Yeah… that didn’t happen. God’s doing way too much in my story to silence it. But I was tempted to. Because of a deep desire I have just recently named in my life, a desire to be liked… not necessarily loved. Just liked by people. By everyone. (I know, it’s a bit obnoxious, really.)

But this means I can’t let myself go there. Not everyone digs the whole Jesus thing, Mary Margaret. Let’s be real.

My biggest fear?

People not liking me.

But I am noticing that the more I acknowledge God’s presence, the more I want to cling to Him even more, praying, pleading that He never ever ever leave my sight. I am the terrified mother who ventures out to Wal-Mart with the curious and wandering 5 year-old never daring to let go of the hand I love so outrageously.
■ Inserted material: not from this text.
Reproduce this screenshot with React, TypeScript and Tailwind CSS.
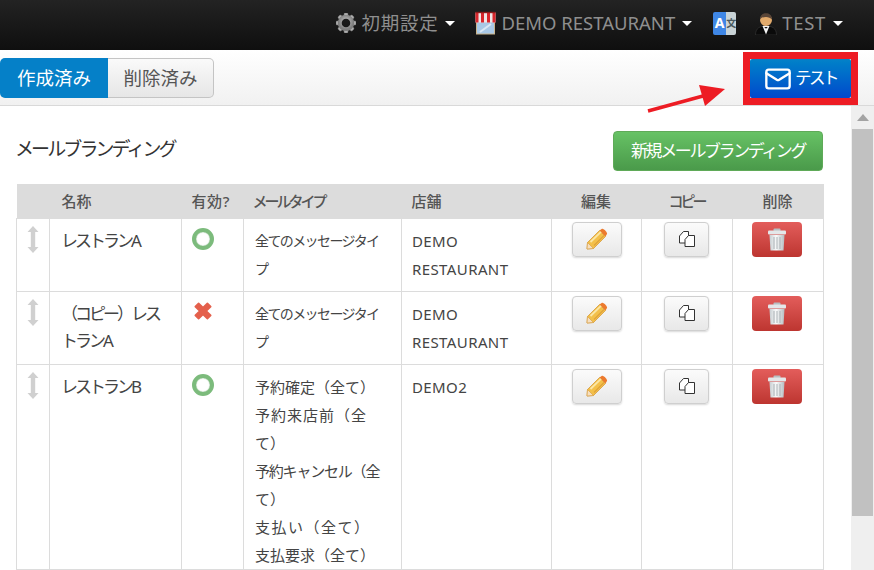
import React from 'react';
import { Mail } from 'lucide-react';

const font = { fontFamily: '"Noto Sans", "Noto Sans CJK JP", sans-serif' };

const Caret = () => <span className="ml-[7px] inline-block border-x-[5px] border-t-[5px] border-x-transparent border-t-white" />;

const GearIcon = () => (
  <svg width="22" height="22" viewBox="0 0 22 22">
    <defs>
      <radialGradient id="gear" cx="50%" cy="40%" r="60%">
        <stop offset="0%" stopColor="#c8c8c8" />
        <stop offset="100%" stopColor="#7d7d7d" />
      </radialGradient>
    </defs>
    <g fill="url(#gear)">
      {[0, 45, 90, 135, 180, 225, 270, 315].map((a) => (
        <rect key={a} x="8.8" y="1" width="4.4" height="5" rx="1" transform={`rotate(${a} 11 11)`} />
      ))}
    </g>
    <circle cx="11" cy="11" r="6.3" fill="none" stroke="url(#gear)" strokeWidth="4" />
  </svg>
);

const ShopIcon = () => (
  <svg width="21" height="24" viewBox="0 0 21 24">
    <rect x="1.5" y="10" width="18" height="13" fill="#a9c8e6" stroke="#c9b48c" />
    <path d="M5 21 L16 13" stroke="#dbe8f5" strokeWidth="2" />
    <rect x="0.5" y="1.5" width="20" height="10" fill="#f0e6e6" />
    <path d="M0.5 1.5 H3.5 V11.5 H0.5 Z M6 1.5 H9 V11.5 H6 Z M12 1.5 H15 V11.5 H12 Z M17.5 1.5 H20.5 V11.5 H17.5 Z" fill="#d9262c" />
    <path d="M0.5 1.5 H20.5" stroke="#8c1c1c" strokeWidth="1.4" />
  </svg>
);

const TranslateIcon = () => (
  <div className="flex h-[23px] w-[23px] overflow-hidden rounded-[2px]">
    <div className="flex w-[14px] items-center justify-center bg-[#3f87e6] text-[14px] font-bold leading-none text-white">A</div>
    <div className="flex flex-1 items-center justify-center bg-[#c9d3d6] text-[10px] font-bold leading-none text-[#4a5a60]">文</div>
  </div>
);

const UserIcon = () => (
  <svg width="22" height="24" viewBox="0 0 22 24">
    <path d="M0.5 24 C0.5 17 5 15 11 15 C17 15 21.5 17 21.5 24 Z" fill="#0a0a0a" stroke="#3a3a3a" strokeWidth="0.6" />
    <path d="M7.5 15 L11 23.5 L14.5 15 Z" fill="#f4f4f4" />
    <path d="M9.2 16 H12.8 L11 17.8 Z" fill="#111" />
    <circle cx="11" cy="9" r="6" fill="#e3ab6c" />
    <path d="M5 8.5 C4.5 0 17.5 0 17 8.5 C14.5 5 7.5 5 5 8.5 Z" fill="#5a4638" />
  </svg>
);

const PencilIcon = () => (
  <svg width="22" height="22" viewBox="0 0 22 22">
    <path d="M1.5 14.5 L13.5 2.5 L19.5 8.5 L7.5 20.5 L1 21 Z" fill="#f3c04a" stroke="#d59a3c" strokeWidth="0.8" />
    <path d="M13.5 2.5 L16 0.8 C17.5 0 21.8 4.5 21 6 L19.5 8.5 Z" fill="#ec7a2e" />
    <path d="M1.5 14.5 L7.5 20.5 L1 21 Z" fill="#f6dfc0" stroke="#d59a3c" strokeWidth="0.6" />
    <path d="M4.5 14 L15 3.8" stroke="#fbe6a6" strokeWidth="1.8" />
    <path d="M8 17.5 L18 7.5" stroke="#e0a23a" strokeWidth="1.2" />
  </svg>
);

const CopyIcon = () => (
  <svg width="18" height="18" viewBox="0 0 18 18" fill="#fff" stroke="#333" strokeWidth="1">
    <path d="M1.5 6 L5.5 1.5 H10.5 V13 H1.5 Z" />
    <path d="M7 9.5 L10.5 5.5 H16.5 V16.5 H7 Z" />
  </svg>
);

const TrashIcon = () => (
  <svg width="20" height="23" viewBox="0 0 20 23">
    <defs>
      <linearGradient id="bin" x1="0" x2="1" y1="0" y2="0">
        <stop offset="0%" stopColor="#c6cdd1" />
        <stop offset="45%" stopColor="#fafbfb" />
        <stop offset="100%" stopColor="#b4bcc0" />
      </linearGradient>
    </defs>
    <rect x="6.5" y="0.5" width="7" height="3" rx="1" fill="#b8bec1" />
    <rect x="1" y="2.5" width="18" height="4" rx="1" fill="#e4e7e9" />
    <path d="M2.5 7 H17.5 L16.5 22.5 H3.5 Z" fill="url(#bin)" />
    <path d="M7 9 V21 M10 9 V21 M13 9 V21" stroke="#aab1b5" strokeWidth="1" />
  </svg>
);

const DragIcon = () => (
  <svg width="12" height="27" viewBox="0 0 12 27" fill="#d0d0d0">
    <path d="M6 0 L11.5 6 H8.2 V21 H11.5 L6 27 L0.5 21 H3.8 V6 H0.5 Z" />
  </svg>
);

const OkIcon = () => (
  <div className="mt-[1px] h-[22px] w-[22px] rounded-full border-[4.5px] border-[#7cbb7c] bg-white shadow-[inset_0_0_1px_#3f8f45]" />
);

const NgIcon = () => (
  <svg width="22" height="22" viewBox="0 0 20 20">
    <path d="M3 6 L6 3 L10 7 L14 3 L17 6 L13 10 L17 14 L14 17 L10 13 L6 17 L3 14 L7 10 Z" fill="#e4604c" stroke="#e4604c" strokeWidth="1.5" strokeLinejoin="round" />
  </svg>
);

const allTypes = [
  { t: '全てのメッセージタイ', c: 'text-[14px] tracking-[-1.6px]' },
  { t: 'プ', c: 'text-[14px]' },
];

const rows = [
  { name: 'レストランA', ok: true, types: allTypes, shop: 'DEMO RESTAURANT' },
  { name: '（コピー）レストランA', ok: false, types: allTypes, shop: 'DEMO RESTAURANT' },
  {
    name: 'レストランB',
    ok: true,
    types: [
      { t: '予約確定（全て）', c: 'text-[15px]' },
      { t: '予約来店前（全', c: 'text-[15px] tracking-[1px]' },
      { t: 'て）', c: 'text-[15px]' },
      { t: '予約キャンセル（全', c: 'text-[15px] tracking-[-1.2px]' },
      { t: 'て）', c: 'text-[15px]' },
      { t: '支払い（全て）', c: 'text-[15px] tracking-[1.5px]' },
      { t: '支払要求（全て）', c: 'text-[15px]' },
    ],
    shop: 'DEMO2',
  },
];

const headers = [
  { label: '', c: '' },
  { label: '名称', c: 'text-left pl-[12px]' },
  { label: '有効?', c: 'text-left pl-[10px] tracking-[0.6px]' },
  { label: 'メールタイプ', c: 'text-left pl-[9px] tracking-[-3px]' },
  { label: '店舗', c: 'text-left pl-[10px]' },
  { label: '編集', c: 'text-center pr-[1px]' },
  { label: 'コピー', c: 'text-center tracking-[-3px] pr-[1px]' },
  { label: '削除', c: 'text-center pr-[1px]' },
];

const App: React.FC = () => {
  return (
    <div className="relative h-[570px] w-[874px] overflow-hidden bg-white" style={font}>
      {/* Navbar */}
      <div className="flex h-[50px] items-center justify-end bg-gradient-to-b from-[#232323] to-[#0f0f0f] pr-[31px] pb-[4px] text-[18.5px] text-[#8f8f8f]">
        <GearIcon />
        <span className="ml-[5px] tracking-[0.7px]">初期設定</span>
        <Caret />
        <div className="ml-[20px]"><ShopIcon /></div>
        <span className="ml-[5px]">DEMO RESTAURANT</span>
        <Caret />
        <div className="ml-[21px]"><TranslateIcon /></div>
        <div className="ml-[19px]"><UserIcon /></div>
        <span className="ml-[5px] tracking-[0.7px]">TEST</span>
        <Caret />
      </div>

      {/* Toolbar */}
      <div className="flex h-[56px] items-start justify-between border-b border-[#d9d9d9] bg-gradient-to-b from-white to-[#f1f1f1] pt-[8px] pr-[23px]">
        <div className="flex h-[40px] text-[18.5px]">
          <button className="w-[108px] rounded-l-[5px] bg-[#0580c8] text-white">作成済み</button>
          <button className="w-[106px] rounded-r-[5px] border border-l-0 border-[#c4c4c4] bg-gradient-to-b from-[#fafafa] to-[#e6e6e6] text-[#555]">削除済み</button>
        </div>
        <button className="mt-[1px] flex h-[39px] w-[101px] items-center justify-center gap-[3px] rounded-[2px] bg-gradient-to-b from-[#0582c8] to-[#0447cc] text-[16.5px] text-white">
          <Mail size={28} strokeWidth={2} />
          <span className="tracking-[-2.5px]">テスト</span>
        </button>
      </div>

      {/* Body */}
      <div className="flex h-[464px]">
        <div className="w-[851px] overflow-hidden pl-[15px] pr-[28px]">
          <div className="flex h-[78px] items-start justify-between pt-[25px]">
            <h2 className="pt-[2px] text-[19px] leading-[32px] tracking-[-2.9px] text-[#333]">メールブランディング</h2>
            <button className="h-[40px] w-[210px] rounded-[4px] border border-[#5faa58] bg-gradient-to-b from-[#67c265] to-[#4a9a4a] text-[17px] tracking-[-2.4px] text-white">
              新規メールブランディング
            </button>
          </div>

          <table className="ml-[1px] w-[807px] table-fixed border-collapse text-[#444]">
            <colgroup>
              <col className="w-[33px]" />
              <col className="w-[132px]" />
              <col className="w-[62px]" />
              <col className="w-[158px]" />
              <col className="w-[150px]" />
              <col className="w-[90px]" />
              <col className="w-[91px]" />
              <col className="w-[91px]" />
            </colgroup>
            <thead>
              <tr className="h-[34px] bg-[#dcdcdc] text-[15px] text-[#555]">
                {headers.map((h, i) => (
                  <th key={i} className={`${h.c} font-medium`}>{h.label}</th>
                ))}
              </tr>
            </thead>
            <tbody>
              {rows.map((r, i) => {
                const btnCell = i === 0 ? 'pt-[3px] pb-[34px]' : 'pt-[4px] pb-[33px]';
                return (
                  <tr key={r.name} className="align-top">
                    <td className="border border-[#dcdcdc] pt-[7px] pl-[10px]"><DragIcon /></td>
                    <td className="border border-[#dcdcdc] pr-[14px] pl-[11px] pt-[8px] text-[17px] leading-[27px] tracking-[-3px] text-[#444]">{r.name}</td>
                    <td className="border border-[#dcdcdc] pt-[8px] pl-[10px]">{r.ok ? <OkIcon /> : <NgIcon />}</td>
                    <td className="border border-[#dcdcdc] pl-[11px] pt-[8px] leading-[28px]">
                      {r.types.map((l, j) => <div key={j} className={`whitespace-nowrap ${l.c}`}>{l.t}</div>)}
                    </td>
                    <td className="border border-[#dcdcdc] px-[10px] pt-[8px] text-[15px] leading-[28px] tracking-[0.4px]">{r.shop}</td>
                    <td className={`border border-[#dcdcdc] ${btnCell} text-center`}>
                      <button className="inline-flex h-[35px] w-[50px] items-center justify-center rounded-[4px] border border-[#cfcfcf] bg-gradient-to-b from-[#fbfbfb] to-[#e8e8e8] shadow-[0_1px_2px_#d8d8d8]"><PencilIcon /></button>
                    </td>
                    <td className={`border border-[#dcdcdc] ${btnCell} pr-[1px] text-center`}>
                      <button className="inline-flex h-[35px] w-[45px] items-center justify-center rounded-[4px] border border-[#cfcfcf] bg-gradient-to-b from-[#fbfbfb] to-[#e8e8e8] shadow-[0_1px_2px_#d8d8d8]"><CopyIcon /></button>
                    </td>
                    <td className={`border border-[#dcdcdc] ${btnCell} pr-[2px] text-center`}>
                      <button className="inline-flex h-[35px] w-[50px] items-center justify-center rounded-[4px] bg-gradient-to-b from-[#e35d5b] to-[#bd3530]"><TrashIcon /></button>
                    </td>
                  </tr>
                );
              })}
            </tbody>
          </table>
        </div>

        {/* Scrollbar */}
        <div className="flex h-[464px] w-[23px] flex-col bg-[#efefef]">
          <div className="flex h-[23px] items-center justify-center">
            <span className="border-x-[6px] border-b-[7px] border-x-transparent border-b-[#a3a3a3]" />
          </div>
          <div className="ml-[1px] h-[387px] w-[21px] bg-[#c1c1c1]" />
        </div>
      </div>

      {/* Annotation */}
      <div className="absolute left-[743px] top-[52px] h-[53px] w-[115px] border-[7px] border-[#ed1c24]" />
      <svg className="absolute left-[645px] top-[82px]" width="85" height="34" viewBox="0 0 85 34">
        <path d="M3 29 L58 14" stroke="#ed1c24" strokeWidth="3.5" />
        <path d="M80 7 L54 3 L60 24 Z" fill="#ed1c24" />
      </svg>
    </div>
  );
};

export default App;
So may I bring the focus back on the real presence that we all crave and need? The presence of Jesus. It’s amazing: When we put Jesus in the place where He belongs, “those people” become, well... just like us.

People.

In need of God.

Yall forgive me for my boldness, but God is real. He is real and present and alive in your every hanging thought, your every breath. He knows every single breaking point you own. He knows every internal and external malfunction in your body, the very second someone’s words become too much for you to handle and your throat catches and suddenly your lack of words translates to tears, to pain. He knows that moment like it's His own and He cries with you. For you. Through you. And He doesn’t watch you, binoculars at hand, glaring down from a cloud of thorns with a lightning strike ready to pounce on you at your first sip of alcohol or the second you say shit.

To those who don’t believe in a God, to those who wouldn’t be caught dead in a church or with a Bible at hand:

I am sorry. I am sorry if the Church or the world’s perception of Christianity has hurt you in some way.

But I choose to invite you into the story of Jesus. The story of redemption. The story, if understood, you will never want to forget.

Pull up a chair and rest a while.

May our hearts be in tune to the Gospel.